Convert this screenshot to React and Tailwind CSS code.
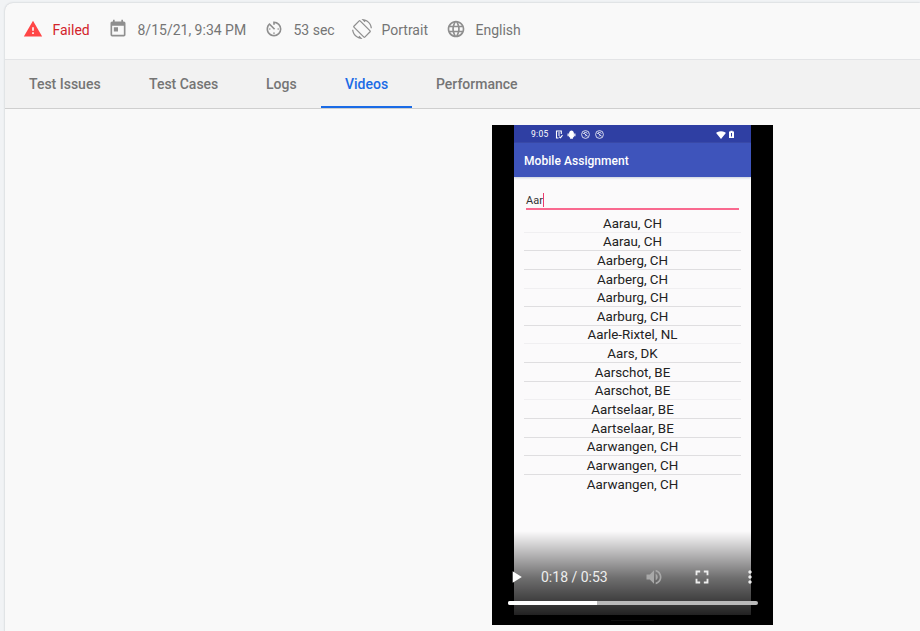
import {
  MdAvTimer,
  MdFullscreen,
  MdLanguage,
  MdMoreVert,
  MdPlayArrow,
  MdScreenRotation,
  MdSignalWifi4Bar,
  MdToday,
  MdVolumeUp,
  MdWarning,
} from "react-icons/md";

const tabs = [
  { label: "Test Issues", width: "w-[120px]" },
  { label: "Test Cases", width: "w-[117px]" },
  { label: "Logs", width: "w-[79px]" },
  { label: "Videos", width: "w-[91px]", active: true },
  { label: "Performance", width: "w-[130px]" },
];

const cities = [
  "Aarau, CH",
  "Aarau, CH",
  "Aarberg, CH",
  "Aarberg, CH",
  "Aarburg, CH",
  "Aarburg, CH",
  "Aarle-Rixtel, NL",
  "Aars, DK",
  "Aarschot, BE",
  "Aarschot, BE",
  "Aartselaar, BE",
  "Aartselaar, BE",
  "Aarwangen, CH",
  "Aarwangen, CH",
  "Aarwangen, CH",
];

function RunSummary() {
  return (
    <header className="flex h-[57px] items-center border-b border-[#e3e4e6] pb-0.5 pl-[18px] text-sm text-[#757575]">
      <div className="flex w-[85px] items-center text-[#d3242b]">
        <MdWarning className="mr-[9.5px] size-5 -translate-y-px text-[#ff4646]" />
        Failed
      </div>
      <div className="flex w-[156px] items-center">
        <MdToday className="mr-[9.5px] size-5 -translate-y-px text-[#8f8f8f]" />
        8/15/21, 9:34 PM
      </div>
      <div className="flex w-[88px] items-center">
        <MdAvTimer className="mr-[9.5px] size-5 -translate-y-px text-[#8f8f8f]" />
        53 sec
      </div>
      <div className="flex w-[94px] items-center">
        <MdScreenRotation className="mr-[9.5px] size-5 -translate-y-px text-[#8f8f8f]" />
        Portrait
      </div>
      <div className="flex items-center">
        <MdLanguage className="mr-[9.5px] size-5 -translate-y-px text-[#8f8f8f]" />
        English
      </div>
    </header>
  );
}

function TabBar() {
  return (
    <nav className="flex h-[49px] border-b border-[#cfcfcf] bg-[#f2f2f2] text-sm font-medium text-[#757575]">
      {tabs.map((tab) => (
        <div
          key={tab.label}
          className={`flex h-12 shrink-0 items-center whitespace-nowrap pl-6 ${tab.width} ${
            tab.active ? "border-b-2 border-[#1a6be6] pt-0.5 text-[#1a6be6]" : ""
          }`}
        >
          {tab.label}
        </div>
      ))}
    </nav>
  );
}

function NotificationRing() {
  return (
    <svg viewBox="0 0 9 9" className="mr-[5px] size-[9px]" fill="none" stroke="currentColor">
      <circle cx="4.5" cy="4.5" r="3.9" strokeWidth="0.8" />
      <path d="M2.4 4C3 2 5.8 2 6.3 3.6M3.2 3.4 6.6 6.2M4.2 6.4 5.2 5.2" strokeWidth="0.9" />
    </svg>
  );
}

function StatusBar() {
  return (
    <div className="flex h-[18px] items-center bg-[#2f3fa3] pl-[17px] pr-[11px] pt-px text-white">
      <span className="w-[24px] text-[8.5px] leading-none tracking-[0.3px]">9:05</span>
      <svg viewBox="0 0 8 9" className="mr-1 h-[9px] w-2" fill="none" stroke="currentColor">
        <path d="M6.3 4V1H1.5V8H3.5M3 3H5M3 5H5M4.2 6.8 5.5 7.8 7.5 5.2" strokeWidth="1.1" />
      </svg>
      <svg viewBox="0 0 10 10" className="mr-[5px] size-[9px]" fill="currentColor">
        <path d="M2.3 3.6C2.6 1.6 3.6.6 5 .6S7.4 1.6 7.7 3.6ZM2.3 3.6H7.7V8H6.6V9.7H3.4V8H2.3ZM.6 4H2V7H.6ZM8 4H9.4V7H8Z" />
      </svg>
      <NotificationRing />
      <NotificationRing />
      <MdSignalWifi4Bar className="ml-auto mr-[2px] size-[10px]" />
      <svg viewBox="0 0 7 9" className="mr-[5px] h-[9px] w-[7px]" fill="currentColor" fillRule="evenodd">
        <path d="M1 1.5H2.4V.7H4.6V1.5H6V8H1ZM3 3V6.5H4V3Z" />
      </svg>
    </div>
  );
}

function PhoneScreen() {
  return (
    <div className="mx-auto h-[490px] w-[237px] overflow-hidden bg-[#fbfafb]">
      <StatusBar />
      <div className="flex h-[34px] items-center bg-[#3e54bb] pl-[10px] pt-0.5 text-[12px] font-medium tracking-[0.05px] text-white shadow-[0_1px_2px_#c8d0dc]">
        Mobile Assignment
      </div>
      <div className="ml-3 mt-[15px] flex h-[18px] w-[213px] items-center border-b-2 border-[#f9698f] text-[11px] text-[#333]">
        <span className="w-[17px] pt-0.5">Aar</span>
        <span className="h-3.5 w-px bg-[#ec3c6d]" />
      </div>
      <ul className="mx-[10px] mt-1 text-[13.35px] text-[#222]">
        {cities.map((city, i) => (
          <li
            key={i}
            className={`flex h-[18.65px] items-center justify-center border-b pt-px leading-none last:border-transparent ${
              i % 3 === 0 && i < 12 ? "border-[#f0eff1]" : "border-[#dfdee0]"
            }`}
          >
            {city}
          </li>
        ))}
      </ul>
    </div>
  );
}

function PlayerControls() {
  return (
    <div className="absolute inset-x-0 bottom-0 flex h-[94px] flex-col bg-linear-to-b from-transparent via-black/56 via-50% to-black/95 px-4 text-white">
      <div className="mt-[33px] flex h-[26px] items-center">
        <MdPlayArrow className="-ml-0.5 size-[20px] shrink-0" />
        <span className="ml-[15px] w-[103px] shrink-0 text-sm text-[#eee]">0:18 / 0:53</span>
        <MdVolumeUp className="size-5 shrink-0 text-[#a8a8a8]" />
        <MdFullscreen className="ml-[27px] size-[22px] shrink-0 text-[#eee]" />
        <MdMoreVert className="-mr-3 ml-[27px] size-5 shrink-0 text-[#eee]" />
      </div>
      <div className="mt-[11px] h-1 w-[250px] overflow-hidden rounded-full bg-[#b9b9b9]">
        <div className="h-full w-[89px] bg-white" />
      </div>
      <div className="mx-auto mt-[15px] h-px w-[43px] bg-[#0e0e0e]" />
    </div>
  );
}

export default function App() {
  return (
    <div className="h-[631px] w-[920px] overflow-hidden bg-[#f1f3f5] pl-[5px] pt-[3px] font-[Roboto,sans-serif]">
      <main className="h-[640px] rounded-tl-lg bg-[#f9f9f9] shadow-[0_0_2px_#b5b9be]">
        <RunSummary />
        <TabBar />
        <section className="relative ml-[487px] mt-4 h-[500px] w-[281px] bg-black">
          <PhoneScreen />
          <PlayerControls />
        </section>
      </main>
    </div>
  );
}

> THE REQUEST
Repeat the material exactly as it reads, without any of its pictures.

> CORRECT OUTPUT
Convert this screenshot to React and Tailwind CSS code.
import {
  MdAvTimer,
  MdFullscreen,
  MdLanguage,
  MdMoreVert,
  MdPlayArrow,
  MdScreenRotation,
  MdSignalWifi4Bar,
  MdToday,
  MdVolumeUp,
  MdWarning,
} from "react-icons/md";

const tabs = [
  { label: "Test Issues", width: "w-[120px]" },
  { label: "Test Cases", width: "w-[117px]" },
  { label: "Logs", width: "w-[79px]" },
  { label: "Videos", width: "w-[91px]", active: true },
  { label: "Performance", width: "w-[130px]" },
];

const cities = [
  "Aarau, CH",
  "Aarau, CH",
  "Aarberg, CH",
  "Aarberg, CH",
  "Aarburg, CH",
  "Aarburg, CH",
  "Aarle-Rixtel, NL",
  "Aars, DK",
  "Aarschot, BE",
  "Aarschot, BE",
  "Aartselaar, BE",
  "Aartselaar, BE",
  "Aarwangen, CH",
  "Aarwangen, CH",
  "Aarwangen, CH",
];

function RunSummary() {
  return (
    <header className="flex h-[57px] items-center border-b border-[#e3e4e6] pb-0.5 pl-[18px] text-sm text-[#757575]">
      <div className="flex w-[85px] items-center text-[#d3242b]">
        <MdWarning className="mr-[9.5px] size-5 -translate-y-px text-[#ff4646]" />
        Failed
      </div>
      <div className="flex w-[156px] items-center">
        <MdToday className="mr-[9.5px] size-5 -translate-y-px text-[#8f8f8f]" />
        8/15/21, 9:34 PM
      </div>
      <div className="flex w-[88px] items-center">
        <MdAvTimer className="mr-[9.5px] size-5 -translate-y-px text-[#8f8f8f]" />
        53 sec
      </div>
      <div className="flex w-[94px] items-center">
        <MdScreenRotation className="mr-[9.5px] size-5 -translate-y-px text-[#8f8f8f]" />
        Portrait
      </div>
      <div className="flex items-center">
        <MdLanguage className="mr-[9.5px] size-5 -translate-y-px text-[#8f8f8f]" />
        English
      </div>
    </header>
  );
}

function TabBar() {
  return (
    <nav className="flex h-[49px] border-b border-[#cfcfcf] bg-[#f2f2f2] text-sm font-medium text-[#757575]">
      {tabs.map((tab) => (
        <div
          key={tab.label}
          className={`flex h-12 shrink-0 items-center whitespace-nowrap pl-6 ${tab.width} ${
            tab.active ? "border-b-2 border-[#1a6be6] pt-0.5 text-[#1a6be6]" : ""
          }`}
        >
          {tab.label}
        </div>
      ))}
    </nav>
  );
}

function NotificationRing() {
  return (
    <svg viewBox="0 0 9 9" className="mr-[5px] size-[9px]" fill="none" stroke="currentColor">
      <circle cx="4.5" cy="4.5" r="3.9" strokeWidth="0.8" />
      <path d="M2.4 4C3 2 5.8 2 6.3 3.6M3.2 3.4 6.6 6.2M4.2 6.4 5.2 5.2" strokeWidth="0.9" />
    </svg>
  );
}

function StatusBar() {
  return (
    <div className="flex h-[18px] items-center bg-[#2f3fa3] pl-[17px] pr-[11px] pt-px text-white">
      <span className="w-[24px] text-[8.5px] leading-none tracking-[0.3px]">9:05</span>
      <svg viewBox="0 0 8 9" className="mr-1 h-[9px] w-2" fill="none" stroke="currentColor">
        <path d="M6.3 4V1H1.5V8H3.5M3 3H5M3 5H5M4.2 6.8 5.5 7.8 7.5 5.2" strokeWidth="1.1" />
      </svg>
      <svg viewBox="0 0 10 10" className="mr-[5px] size-[9px]" fill="currentColor">
        <path d="M2.3 3.6C2.6 1.6 3.6.6 5 .6S7.4 1.6 7.7 3.6ZM2.3 3.6H7.7V8H6.6V9.7H3.4V8H2.3ZM.6 4H2V7H.6ZM8 4H9.4V7H8Z" />
      </svg>
      <NotificationRing />
      <NotificationRing />
      <MdSignalWifi4Bar className="ml-auto mr-[2px] size-[10px]" />
      <svg viewBox="0 0 7 9" className="mr-[5px] h-[9px] w-[7px]" fill="currentColor" fillRule="evenodd">
        <path d="M1 1.5H2.4V.7H4.6V1.5H6V8H1ZM3 3V6.5H4V3Z" />
      </svg>
    </div>
  );
}

function PhoneScreen() {
  return (
    <div className="mx-auto h-[490px] w-[237px] overflow-hidden bg-[#fbfafb]">
      <StatusBar />
      <div className="flex h-[34px] items-center bg-[#3e54bb] pl-[10px] pt-0.5 text-[12px] font-medium tracking-[0.05px] text-white shadow-[0_1px_2px_#c8d0dc]">
        Mobile Assignment
      </div>
      <div className="ml-3 mt-[15px] flex h-[18px] w-[213px] items-center border-b-2 border-[#f9698f] text-[11px] text-[#333]">
        <span className="w-[17px] pt-0.5">Aar</span>
        <span className="h-3.5 w-px bg-[#ec3c6d]" />
      </div>
      <ul className="mx-[10px] mt-1 text-[13.35px] text-[#222]">
        {cities.map((city, i) => (
          <li
            key={i}
            className={`flex h-[18.65px] items-center justify-center border-b pt-px leading-none last:border-transparent ${
              i % 3 === 0 && i < 12 ? "border-[#f0eff1]" : "border-[#dfdee0]"
            }`}
          >
            {city}
          </li>
        ))}
      </ul>
    </div>
  );
}

function PlayerControls() {
  return (
    <div className="absolute inset-x-0 bottom-0 flex h-[94px] flex-col bg-linear-to-b from-transparent via-black/56 via-50% to-black/95 px-4 text-white">
      <div className="mt-[33px] flex h-[26px] items-center">
        <MdPlayArrow className="-ml-0.5 size-[20px] shrink-0" />
        <span className="ml-[15px] w-[103px] shrink-0 text-sm text-[#eee]">0:18 / 0:53</span>
        <MdVolumeUp className="size-5 shrink-0 text-[#a8a8a8]" />
        <MdFullscreen className="ml-[27px] size-[22px] shrink-0 text-[#eee]" />
        <MdMoreVert className="-mr-3 ml-[27px] size-5 shrink-0 text-[#eee]" />
      </div>
      <div className="mt-[11px] h-1 w-[250px] overflow-hidden rounded-full bg-[#b9b9b9]">
        <div className="h-full w-[89px] bg-white" />
      </div>
      <div className="mx-auto mt-[15px] h-px w-[43px] bg-[#0e0e0e]" />
    </div>
  );
}

export default function App() {
  return (
    <div className="h-[631px] w-[920px] overflow-hidden bg-[#f1f3f5] pl-[5px] pt-[3px] font-[Roboto,sans-serif]">
      <main className="h-[640px] rounded-tl-lg bg-[#f9f9f9] shadow-[0_0_2px_#b5b9be]">
        <RunSummary />
        <TabBar />
        <section className="relative ml-[487px] mt-4 h-[500px] w-[281px] bg-black">
          <PhoneScreen />
          <PlayerControls />
        </section>
      </main>
    </div>
  );
}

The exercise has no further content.